Through the decades there have been countless articles and discussions touting the benefits that more women leaders can bring to the table in the world of business. There are also lots of studies confirming these benefits.
One such study was conducted back in 2016 by the Peterson Institute for International Economics and accounting firm EY. The study, “Is Gender Diversity Profitable? Evidence from a Global Survey” looked at 22,000 publicly traded companies in 91 countries and found a correlation between having women in leadership roles and profitability.
So why aren’t there more women leaders out there, especially at larger companies? Last year, there were 32 female-led Fortune 500 companies. In 2018, with the announced departure just last week of PepsiCo CEO Indra Nooyi, there are now a mere 24 Fortune 500s led by women. Other female CEOs who have stepped down over the past year include those at Yahoo, Mondelez and Hewlett Packard.
So what’s the secret to creating more gender diversity in leadership positions? Harvard Business Review partnered last year with researchers to interview 57 female CEOs from Fortune 1000 companies and other companies of similar size. Based on the findings of their study, HBR identified these 5 steps to building a successful pipeline of female executives:
#1 – Find Potential Leaders Early
Organizations can create strong talent early on by making sure that women in their workforce have access to leadership opportunities. High-potential development programs that teach women how to lead and run a business can improve the chances that they will rise to the top.

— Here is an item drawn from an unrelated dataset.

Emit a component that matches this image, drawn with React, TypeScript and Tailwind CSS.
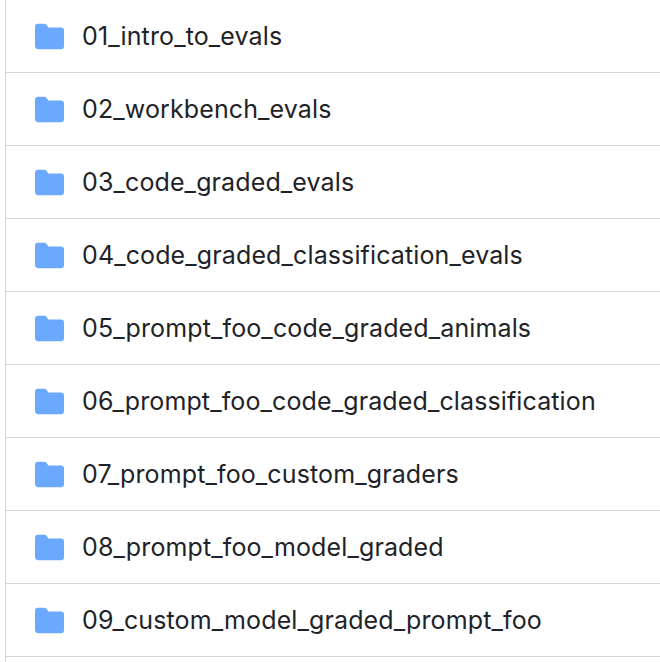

#2 – Encourage Women to Consider the CEO Role
According to HBR, two-thirds of the study participants never thought of becoming a CEO – until someone else suggested it. Having sponsors and mentors who can help recognize promising talent and encourage them to consider executive positions will put more women on the path to leadership.
#3 – Build Support Networks
Companies that establish a strong support network for women who are in senior-level positions helps increase the possibility that those women will move on to higher leadership roles. Some of the study participants said that the absence of a strong support system hinders career development.
#4 – Communicate Your Organization’s Impact
Many of the CEOs who were interviewed said they pursued roles that went beyond offering just business value; they also wanted roles that would have a positive impact on their communities. To attract more female leaders, employers should stress that their leadership positions offer the chance to make a meaningful contribution.
#5 – Support Female Execs During a Crisis
Women are more likely to gain a leadership role when there is a crisis within an organization. There’s even a term for this – the glass cliff. It can be a blessing, or a curse. Often times, because the job is passed to them during a time of crisis, there’s greater chance for failure. One example of this was the hiring of Marissa Meyer as CEO of Yahoo in 2012. Her time at the top was short-lived. So one step for fixing this, according to HBR, is to offer opportunities for women to recover if a high-risk situation fails.
As a Women Owned Small/Minority Business Enterprise, A.R. Mazzotta naturally embraces more opportunities for women to take on leadership roles, especially here in our state of Connecticut. Our company was founded nearly 50 years ago by Arlene R. Mazzotta and is run today by CEO and President Laura Dale Pedersen. We’re proud to have many amazing women in roles at all levels throughout our company. And by following many of the steps discussed above, we’re well-positioned to have continued strong female leaders at A.R. Mazzotta for another 50 years.